In malls where the rents are too high or the foot traffic too low, American Kiosk further reduces labor costs by relying on automated merchandising equipment made by a company called Zoom Systems. The high-end vending machines have an interactive display that facilitates “guest consultations” that help customers choose among the 18 products. The company’s highest-grossing machines average more than $2,000 a week in sales, according to Ms. Johansen-James. ZoomShops machines in airport terminals vend personal electronic products and accessories from branded Apple and Best Buy machines.

Meanwhile, Sal Babbino and Marc Behar, childhood friends, sell sunglasses from carts and kiosks. Fresh out of college, Mr. Babbino came up short trying to buy a liquor store and then closed his first business, a cart selling embroidered hats and T-shirts. “I never dreamed I’d have a business with 1,000 locations in 40 different countries,” said Mr. Babbino, who helped start NYS Collection from a single cart between the World Trade Towers in 1996. Expanding soon after into big regional shopping malls, the company switched to manufacturing its own sunglasses after it had reached 36 locations.

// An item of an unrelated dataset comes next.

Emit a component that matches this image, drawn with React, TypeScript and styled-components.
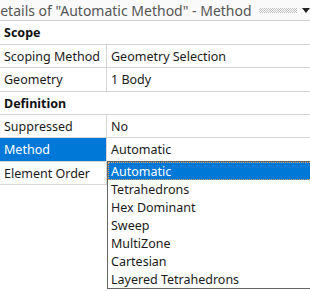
import React from 'react'
import styled, { createGlobalStyle } from 'styled-components'

const GlobalStyle = createGlobalStyle`
  html, body {
    margin: 0;
    padding: 0;
    background: #ffffff;
  }
  body {
    font-family: "Noto Sans", "Open Sans", sans-serif;
  }
`

const Panel = styled.div`
  position: relative;
  width: 310px;
  height: 291px;
  overflow: hidden;
  background: #ffffff;
`

const TitleBar = styled.div`
  display: flex;
  align-items: center;
  height: 21px;
  box-sizing: border-box;
  border-bottom: 1px solid #cfcfcf;
  background: #fafafa;
  overflow: hidden;
  white-space: nowrap;
`

const Title = styled.span`
  margin-left: -10px;
  font-size: 14px;
  color: #555555;
  flex: none;
`

const Grip = styled.div`
  flex: none;
  width: 38px;
  height: 5px;
  margin-left: 7px;
  background-image: repeating-conic-gradient(#c4c4c4 0% 25%, transparent 0% 50%);
  background-size: 2px 2px;
`

const Arrow = styled.div`
  flex: none;
  margin-left: 5px;
  width: 0;
  height: 0;
  border-left: 4px solid transparent;
  border-right: 4px solid transparent;
  border-top: 5px solid #222222;
`

const Grid = styled.div`
  display: flex;
  flex-direction: column;
`

const Row = styled.div<{ $h: number }>`
  display: grid;
  grid-template-columns: 107px 1fr;
  height: ${p => p.$h}px;
  box-sizing: border-box;
  border-bottom: 1px solid #d6d6d6;
  font-size: 12.5px;
  color: #1a1a1a;
`

const Section = styled.div<{ $h: number }>`
  display: flex;
  align-items: center;
  height: ${p => p.$h}px;
  box-sizing: border-box;
  border-bottom: 1px solid #d6d6d6;
  padding-left: 4px;
  font-size: 12.5px;
  font-weight: bold;
  color: #111111;
`

const Label = styled.div<{ $selected?: boolean }>`
  display: flex;
  align-items: center;
  padding-left: 4px;
  border-right: 1px solid #d6d6d6;
  background: ${p => (p.$selected ? '#0078d7' : 'transparent')};
  color: ${p => (p.$selected ? '#ffffff' : '#1a1a1a')};
  white-space: nowrap;
  overflow: hidden;
`

const Value = styled.div`
  display: flex;
  align-items: center;
  padding-left: 4px;
  white-space: nowrap;
  overflow: hidden;
`

const Combo = styled(Value)`
  background: #ffffff;
`

const DropList = styled.ul`
  position: absolute;
  left: 107px;
  top: 161px;
  width: 210px;
  margin: 0;
  padding: 0;
  list-style: none;
  background: #ffffff;
  border: 1px solid #646464;
  font-size: 12.5px;
`

const Item = styled.li<{ $active?: boolean }>`
  height: 18px;
  display: flex;
  align-items: center;
  padding-left: 3px;
  box-sizing: border-box;
  background: ${p => (p.$active ? '#0078d7' : '#ffffff')};
  color: ${p => (p.$active ? '#ffffff' : '#1a1a1a')};
  outline: ${p => (p.$active ? '1px dotted #e0a060' : 'none')};
  outline-offset: -1px;
`

const rows = [
  { type: 'section', label: 'Scope', h: 24 },
  { type: 'row', label: 'Scoping Method', value: 'Geometry Selection', h: 23 },
  { type: 'row', label: 'Geometry', value: '1 Body', h: 24 },
  { type: 'section', label: 'Definition', h: 23 },
  { type: 'row', label: 'Suppressed', value: 'No', h: 23 },
  { type: 'row', label: 'Method', value: 'Automatic', h: 24, selected: true },
  { type: 'row', label: 'Element Order', value: '', h: 23 },
]

const options = [
  'Automatic',
  'Tetrahedrons',
  'Hex Dominant',
  'Sweep',
  'MultiZone',
  'Cartesian',
  'Layered Tetrahedrons',
]

export default function App() {
  return (
    <Panel>
      <GlobalStyle />
      <TitleBar>
        <Title>Details of "Automatic Method" - Method</Title>
        <Grip />
        <Arrow />
      </TitleBar>
      <Grid>
        {rows.map(r =>
          r.type === 'section' ? (
            <Section key={r.label} $h={r.h}>{r.label}</Section>
          ) : (
            <Row key={r.label} $h={r.h}>
              <Label $selected={r.selected}>{r.label}</Label>
              {r.selected ? <Combo>{r.value}</Combo> : <Value>{r.value}</Value>}
            </Row>
          )
        )}
      </Grid>
      <DropList>
        {options.map((o, i) => (
          <Item key={o} $active={i === 0}>{o}</Item>
        ))}
      </DropList>
    </Panel>
  )
}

Expansion has continued with both franchised and company-owned outlets. With a 50,000-square-foot warehouse and corporate headquarters in Metuchen, N.J., NYS Collection has reached $30 million in annual revenue. Twenty percent of that now comes from making private-label sunglasses for big-box retailers, drugstores and convenience stores.

“Were it not for carts and kiosks,” Mr. Babbino said. “I might now be running a liquor store in Brooklyn.”